In the UK, unsecured, non-standard lending market, NSF has the market leading network in branch-based lending, is number three in home credit, and has a scalable platform in the growing guaranteed loans market. It’s medium term targets of 20% loan book growth and a 20% pre-tax return on assets look credible. NSF is under-geared and existing debt facilities will finance our projected growth through to mid-2018. Management is using technology to improve efficiency while not compromising the core personal relationships which are critical to managing credit. Our valuation methodologies indicate c67% upside.

  • Strategy: NSF has made two acquisitions to build scalable platforms. It is now expanding rapidly by geography, staff, distribution channels, and the range of customers to which it will lend. It is being managed by experienced teams and should deliver strong volume growth, wider spreads, and improved efficiency.

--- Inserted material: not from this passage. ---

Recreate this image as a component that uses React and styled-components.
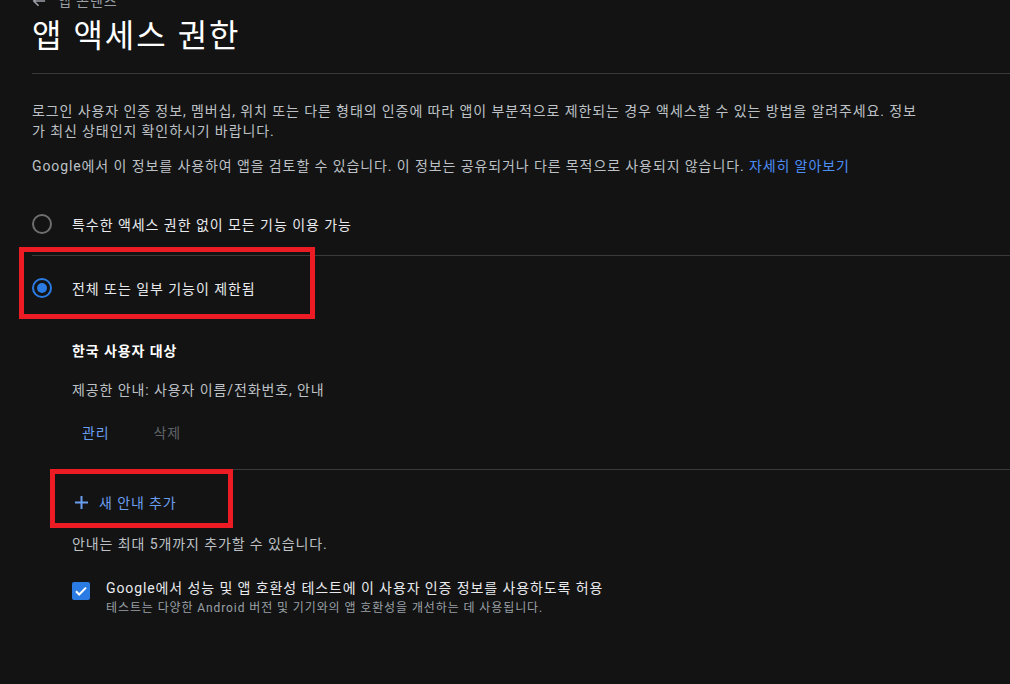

  • Non-standard customers are different: Non-standard customers are a broad group (from self-employed, through to historically impaired credits and those on low, variable and cash incomes). The common trait is that a lender must understand the customer’s willingness to repay as well as their ability to repay.
  • Valuation: The average of our absolute approaches is 101p (67% upside). The greatest upside (87%) is in our Gordons Growth model which we believe best captures NSF’s long term growth and value added prospects. Peer valuations have 26% upside but we believe the whole sector is under-valued.
  • Risks: Credit risk is high (albeit inflated by accounting rules) but NSF adopts the right approaches for this market which should be significantly counter-cyclical. Regulatory risk is an issue for all financial companies. The rapid growth strategy means progress has its own risks. NSF has no pension risk.
  • Investment summary: Substantial value should be created as: (i) competitors’ have withdrawn (ii) NSF is well-capitalised and has access to significant debt funding; (iii) positive macro-economic drivers both for demand and credit, and (iv) NSF has an experienced management team delivering technological efficiency without compromising the key model. Its 20% loan book growth and 20% ROA targets appear credible and investors are paying just 11x 2017 PE.